Set task: In the listing below, pick out lines with "styles".

Data excerpt:
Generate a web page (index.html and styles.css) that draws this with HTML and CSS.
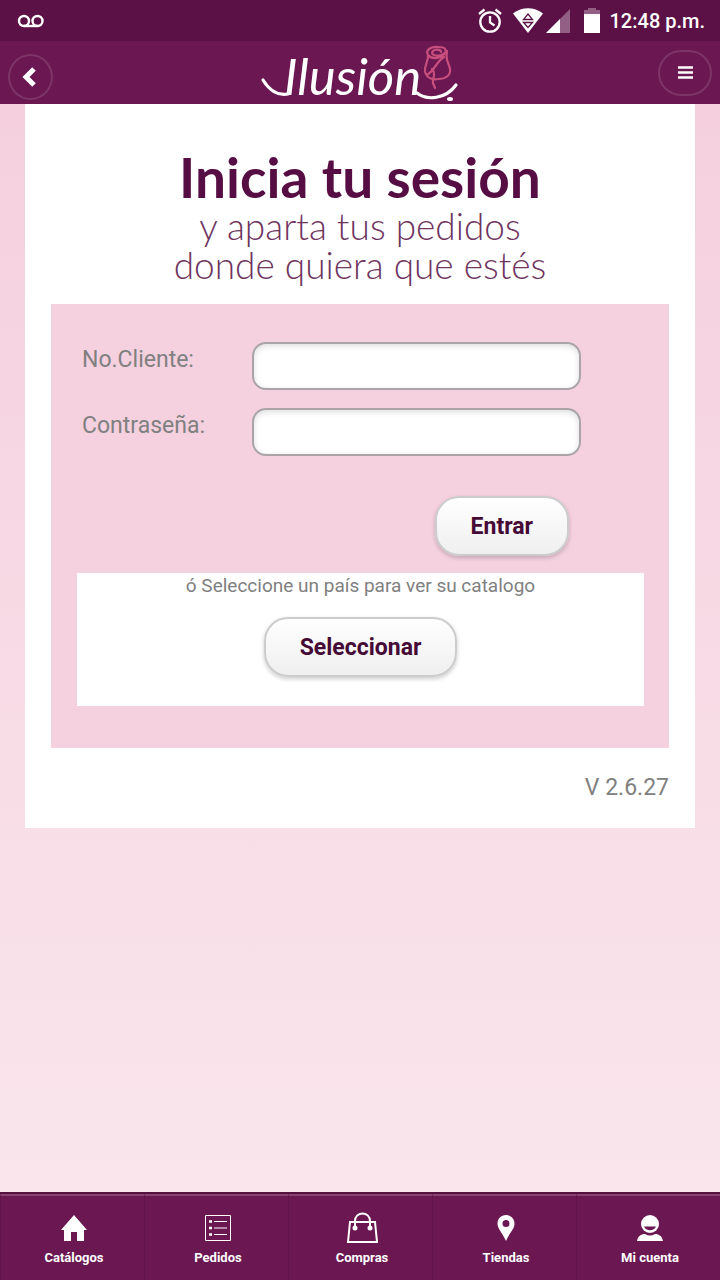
FILE: index.html
```html
<!DOCTYPE html>
<html lang="es">
<head>
<meta charset="utf-8">
<meta name="viewport" content="width=device-width, initial-scale=1">
<title>Ilusión</title>
<link rel="stylesheet" href="styles.css">
</head>
<body>
<div class="app">
  <div class="status">
    <svg class="voicemail" width="28" height="14" viewBox="0 0 28 14" fill="none" stroke="#fff" stroke-width="2.4"><circle cx="7" cy="7" r="5"/><circle cx="20.500" cy="7" r="5"/><path d="M7 12h13.500"/></svg>
    <div class="status-right">
      <svg width="24" height="26" viewBox="0 0 24 26" fill="none" stroke="#fff" stroke-width="2.300"><circle cx="12" cy="14" r="9.700"/><path d="M12 8v6.500l4.500 3M1 6l5.500-4.500M23 6l-5.500-4.500"/></svg>
      <svg class="wifi" width="30" height="25" viewBox="0 0 30 25"><path d="M0 5.500C9-1.500 21-1.500 30 5.500L15 25z" fill="#fff"/><path d="M10.500 11.500h9L15 6zM10.500 14.500h9L15 19.500z" fill="none" stroke="#5b1146" stroke-width="1.300"/></svg>
      <svg class="signal" width="24" height="24" viewBox="0 0 24 24"><path d="M24 0v24H0z" fill="#945f85"/><path d="M14 10v14H0z" fill="#fff"/></svg>
      <svg class="battery" width="16" height="25" viewBox="0 0 16 25"><path d="M4 0h8v2h4v4H0V2h4z" fill="#945f85"/><path d="M0 6h16v19H0z" fill="#fff"/></svg>
      <span>12:48 p.m.</span>
    </div>
  </div>
  <header class="header">
    <button class="back" aria-label="Volver"><svg width="14" height="20" viewBox="0 0 14 20" fill="none" stroke="#fff" stroke-width="5"><path d="M12 2L4 10l8 8"/></svg></button>
    <svg class="logo" width="198" height="62" viewBox="0 0 198 62" role="img" aria-label="Ilusión">
      <g fill="none" stroke="#fff" stroke-width="3.200" stroke-linecap="round">
        <path d="M2 38C8 48 17 54 27 52"/>
        <path d="M156 51c10 8 29 6 39-8"/>
      </g>
      <text class="wordmark" x="23" y="53">Ilusión</text>
      <ellipse cx="189" cy="57" rx="3" ry="2" fill="#fff"/>
      <g fill="none" stroke="#c84f7d" stroke-width="2.200" stroke-linecap="round" stroke-linejoin="round">
        <path d="M167 13c-3-5 3-9 11-8 8 0 9 6 2 8-6 2-11-1-8-4 2-2 8-2 8 1M167 13c4 5 14 4 19-4M167 13c1 6-4 10-3 17 2 6 7 8 13 7 8 0 13-4 12-10-1-6-5-9-3-17M166 33c8-5 9-13 17-18M171 27c5 5 0 9 1 14l2 5"/>
      </g>
    </svg>
    <button class="menu" aria-label="Menú"><svg width="15" height="13" viewBox="0 0 15 13" stroke="#fff" stroke-width="2.400"><path d="M0 1.500h15M0 6.500h15M0 11.500h15"/></svg></button>
  </header>
  <main class="main">
    <section class="card">
      <h1 class="title">Inicia tu sesión</h1>
      <p class="subtitle">y aparta tus pedidos<br>donde quiera que estés</p>
      <form class="login">
        <div class="row"><label for="cliente">No.Cliente:</label><input id="cliente" type="text"></div>
        <div class="row"><label for="clave">Contraseña:</label><input id="clave" type="password"></div>
        <div class="submit"><button class="btn" type="button">Entrar</button></div>
        <div class="country">
          <p>ó Seleccione un país para ver su catalogo</p>
          <button class="btn" type="button">Seleccionar</button>
        </div>
      </form>
      <p class="version">V 2.6.27</p>
    </section>
  </main>
  <nav class="tabs">
    <a href="#catalogos"><svg width="32" height="32" viewBox="0 0 32 32"><path d="M16 3L3 18h3v11h7v-9h6v9h7V18h3z" fill="#fff"/></svg>Catálogos</a>
    <a href="#pedidos"><svg width="32" height="32" viewBox="0 0 32 32" fill="none" stroke="#fff"><path d="M3.500 3.500h25v25h-25z"/><path d="M12 9.500h13M12 16h13M12 22.500h13" stroke-width="1.200"/><path d="M7 9.500h3M7 16h3M7 22.500h3" stroke-width="2.400"/></svg>Pedidos</a>
    <a href="#compras"><svg width="32" height="32" viewBox="0 0 32 32" fill="none" stroke="#fff" stroke-width="2"><path d="M4 10h25l2 20H2zM9 16V9c0-10 15-10 15 0v7"/><circle cx="9" cy="16" r="1.500" fill="#fff"/><circle cx="24" cy="16" r="1.500" fill="#fff"/></svg>Compras</a>
    <a href="#tiendas"><svg width="32" height="32" viewBox="0 0 32 32"><path fill="#fff" fill-rule="evenodd" d="M16 3c-5 0-8.500 4-8.500 8.500C7.500 17 12 20 16 29c4-9 8.500-12 8.500-17.500C24.500 7 21 3 16 3zm0 5a3.500 3.500 0 1 1 0 7 3.500 3.500 0 0 1 0-7z"/></svg>Tiendas</a>
    <a href="#cuenta"><svg width="32" height="32" viewBox="0 0 32 32"><circle cx="16" cy="12" r="9" fill="#fff"/><path d="M10 14.500h12c-2 5-10 5-12 0z" fill="#6a1752"/><path d="M3 29c1-5 4-7 8-7q5 3 10 0c4 0 7 2 8 7z" fill="#fff"/></svg>Mi cuenta</a>
  </nav>
</div>
</body>
</html>
```
FILE: styles.css
```css
* { box-sizing: border-box; }
body { margin: 0; font-family: Roboto, "Liberation Sans", sans-serif; color: #808080; }
p, h1 { margin: 0; }
svg { display: block; flex: none; }
button { font-family: inherit; cursor: pointer; }

.app { display: flex; flex-direction: column; min-height: 100vh; background: linear-gradient(#f5cfde 104px, #fae7ed); }

.status { display: flex; align-items: center; justify-content: space-between; height: 41px; padding: 0 15px 0 17px; background: #5b1146; color: #fff; font-size: 20px; font-weight: 500; }
.status-right { display: flex; align-items: center; }
.wifi { margin-left: 11px; }
.signal { margin-left: 3px; }
.battery { margin: 0 10px 0 14px; }

.header { display: grid; grid-template-columns: 1fr auto 1fr; align-items: center; height: 63px; padding: 0 8px; background: #6a1752; }
.back, .menu { display: flex; align-items: center; justify-content: center; height: 46px; padding: 0; background: transparent; border: 2px solid #7d3466; }
.back { width: 45px; margin-top: 8px; padding-right: 4px; border-radius: 50%; }
.menu { width: 54px; justify-self: end; border-radius: 23px; }
.logo { overflow: visible; }
.wordmark { font: italic 400 51px Lato, sans-serif; fill: #fff; }

.main { flex: 1; padding: 0 25px; }
.card { padding: 44px 26px 24px; background: #fff; }
.title { color: #560d43; font: 700 55px/58px Lato, sans-serif; text-align: center; }
.subtitle { margin-bottom: 20px; color: #6f3460; font: 300 37px/39px Lato, sans-serif; text-align: center; }

.login { padding: 38px 25px 42px 26px; background: #f5d0df; }
.row { display: flex; align-items: flex-start; gap: 16px; margin: 0 63px 18px 5px; font-size: 23px; line-height: 36px; }
.row label { flex: 0 0 154px; }
.row input { flex: 1; min-width: 0; height: 48px; padding: 0 14px; background: #fff; border: 2px solid #aaa4a8; border-radius: 14px; box-shadow: inset 0 2px 6px #ddd; font-size: 23px; font-family: inherit; }
.submit { display: flex; justify-content: flex-end; padding: 22px 75px 17px 0; }
.btn { height: 60px; padding: 0 34px; border: 2px solid #ccc; border-radius: 24px; background: linear-gradient(#fff, #efefef); box-shadow: 0 2px 4px #0003; color: #450a36; font-size: 23px; font-weight: 700; }
.country { display: flex; flex-direction: column; align-items: center; gap: 19px; padding-bottom: 29px; background: #fff; font-size: 19px; line-height: 25px; }
.version { margin-top: 24px; font-size: 23px; line-height: 32px; text-align: right; }

.tabs { display: grid; grid-template-columns: repeat(5, 1fr); height: 88px; border-top: 2px solid #54103f; background: #6a1752; }
.tabs a { display: flex; flex-direction: column; align-items: center; gap: 5px; padding: 16px 0 0 3px; border-top: 2px solid #884271; border-left: 1px solid #611449; color: #fff; font-size: 13px; font-weight: 700; line-height: 18px; text-decoration: none; }
```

Output:
Generate a web page (index.html and styles.css) that draws this with HTML and CSS.
<link rel="stylesheet" href="styles.css">
FILE: styles.css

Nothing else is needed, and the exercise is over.